«Basta tasse sulle tasse, l’unica via per crescere è meno spesa pubblica»

di Diana Alfieri – Il Giornale

Massimo Blasoni è il presidente del Centro studi di ispirazione liberale ImpresaLavoro ma soprattutto un imprenditore di prima generazione con 2.000 dipendenti che costruisce e gestisce residenze sanitarie per anziani. Le tasse in Italia sono veramente così alte?

«Le basti sapere che negli anni ’70 tasse e imposte rappresentavano il 24% del Pil nazionale, oggi superano il 43%. Nello stesso periodo negli Usa il rapporto è rimasto sostanzialmente inalterato: dal 23,5% al 26,4%. È evidente che con la logica del “tassa e spendi” nel nostro Paese il perimetro di attività dello Stato si è troppo accresciuto. L’Indice delle Libertà Fiscali ci relega all’ultima posizione in Europa, non solo per il carico fiscale ma anche per l’astrusità del sistema e il numero di adempimenti necessari. Negli ultimi cinque anni oltre alle imposte sul nostro reddito sono cresciute le tasse sulle tasse, cioè quelle che paghiamo ad esempio sulla casa ed il risparmio: il prelievo sulle nostre abitazioni è aumentato di 10,6 miliardi, nonostante il taglio della Tasi sulla prima casa».

Un vero salasso che colpisce anche il risparmio…

«Sì perché tra imposte sostitutive sui guadagni, imposte di bollo su depositi e strumenti finanziari e tobin tax nello stesso periodo anche il prelievo sul risparmio è cresciuto di 8,2 miliardi. Siamo vessati da mille gabelle, da quelle sul lusso alle accise, nonché dalle imposte istituite di fatto. Cosa che ad esempio fanno i Comuni quando, visti i tagli agli enti locali, aumentano le rette degli asili piuttosto che le tariffe delle mense scolastiche».

Tasse e burocrazia sono un problema anche per le imprese però…

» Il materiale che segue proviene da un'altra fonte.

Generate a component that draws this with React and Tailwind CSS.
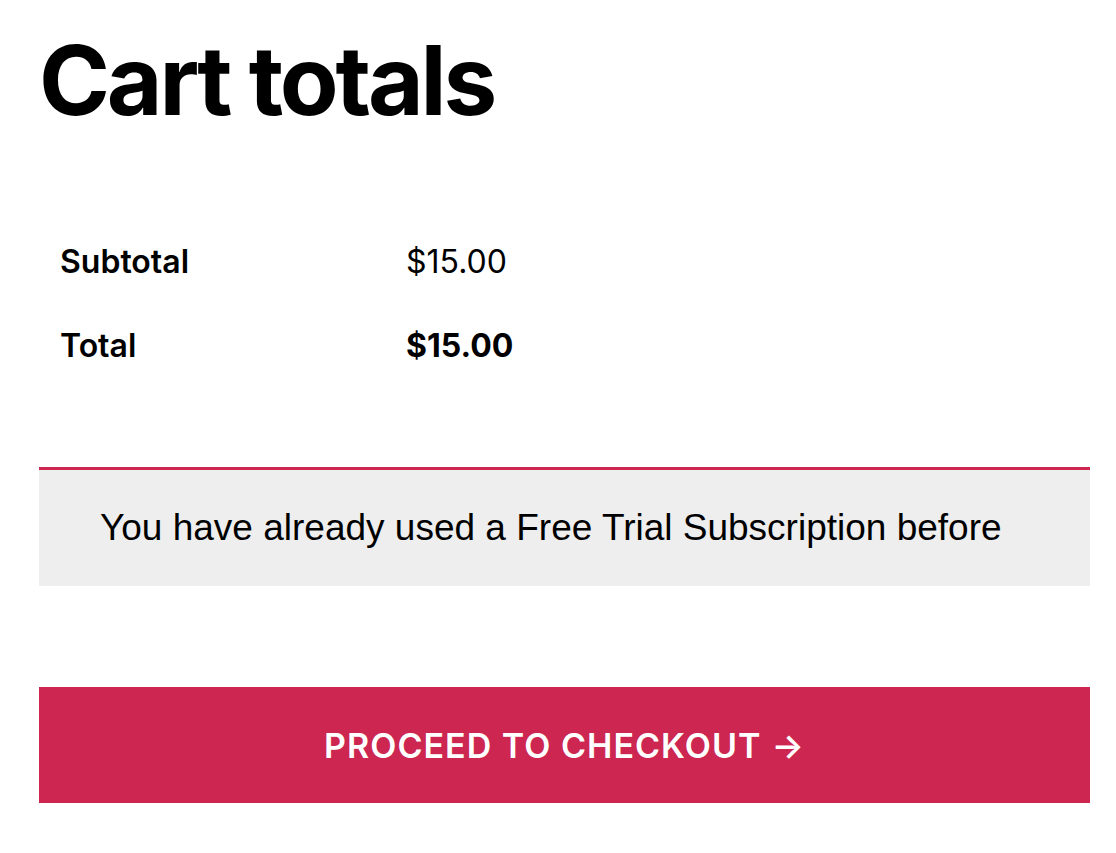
import React from 'react';

const App = () => {
    return (
        <div className="min-h-screen bg-white font-['Inter',sans-serif] text-black">
            <div className="ml-[39px] w-[1051px] pt-[23px]">
                <h1 className="text-[96px] font-bold leading-[1.2] tracking-[-0.033em]">Cart totals</h1>

                <table className="mt-[82px] border-collapse text-[32px] leading-[1.5]">
                    <tbody>
                        <tr>
                            <th className="w-[367px] px-[21px] py-[18px] text-left font-semibold">Subtotal</th>
                            <td className="px-0 py-[18px]">$15.00</td>
                        </tr>
                        <tr>
                            <th className="px-[21px] py-[18px] text-left font-semibold">Total</th>
                            <td className="px-0 py-[18px] font-bold">$15.00</td>
                        </tr>
                    </tbody>
                </table>

                <div className="mt-[79px] border-t-[3px] border-[#cc2651] bg-[#eeeeee] px-[61px] py-[34px] font-['Liberation_Sans',Arial,sans-serif] text-[37px] leading-[48px]">
                    You have already used a Free Trial Subscription before
                </div>

                <button className="mt-[101px] flex h-[116px] w-full items-center justify-center bg-[#cc2651] text-[34px] font-semibold uppercase tracking-[0.03em] text-white">
                    Proceed to Checkout <span className="ml-[10px]">→</span>
                </button>
            </div>
        </div>
    );
};

export default App;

«È noto che il total tax rate sulle imprese italiane è tra i più alti d’Europa eppure noi ci balocchiamo mentre Trump sta mettendo in atto una rilevante riduzione delle aliquote, dall’attuale 35% al 20% , e nel Regno Unito la corporation tax è già scesa al 19% da aprile. È vero che in Italia c’è stata una timida riduzione dell’Ires ma è stata compensata da altre imposte e l’eccessivo carico complessivo obiettivamente frena lo sviluppo. Ridurre le tasse alle imprese è ineludibile e non sarebbe una misura a favore degli imprenditori ma di tutti i cittadini poiché occupazione e crescita dipendono dalla nostra competitività. C’è poi da dire che si è in larga parte rotto il rapporto di fiducia tra sistema produttivo e Stato. Mettiamola così: se un’impresa non paga le tasse alla data prefissata scattano giustamente sanzioni anche gravissime. Lo Stato invece paga quando vuole i propri debiti con le aziende che lo forniscono. Si tratti di artigiani o di grandi imprese, gli importi complessivamente dovuti sono ancora oggi pari a 64 miliardi. In Italia l’attesa media dei pagamenti supera i 95 giorni, un tempo triplo rispetto a quello tedesco, che obbliga le nostre imprese a fare da banca allo Stato e ad essere a loro volta gravate da onerosi interessi passivi per l’anticipazione del credito. Con una battuta, forse neanche lo sceriffo di Nottingham si comportava così con i sudditi inglesi».

Tutto vero ma per ridurre le tasse occorre trovare le coperture…

«Ovviamente, ed è possibile solo riducendo la spesa pubblica, cosa che gli ultimi governi di sinistra non hanno fatto. La spesa corrente in valore assoluto continua ad aumentare mentre rispetto a sei anni fa si è ridotta di un terzo quella per investimenti: un errore in un Paese che avrebbe invece bisogno di nuove infrastrutture fisiche e soprattutto digitali».

Secondo il Commissario alla Spending Review Gutgeld si è avuta una riduzione dei costi pubblici nell’ultimo triennio pari a 30 miliardi annui, assorbiti però dalla maggior spesa per pensioni e sociale. Tagliare di più vorrebbe dire ridurre i servizi ai cittadini?

«È questa la grande bugia. Si può rendere più efficiente la spesa riducendola senza tagliare i servizi. Lo dimostra il fatto che ci sono regioni italiane – cito Lombardia e Veneto – che hanno bassi costi pro capite annui e ottimi servizi ed altre con incidenza ben maggiore e servizi che fanno acqua. Si stima che se la spesa nelle regioni si avvicinasse a quelle con le migliori performance si renderebbero disponibili tra i 50 e gli 80 miliardi di euro. Sia chiaro, da usare per ridurre le tasse e non per nuova spesa com’è nella tradizione della sinistra».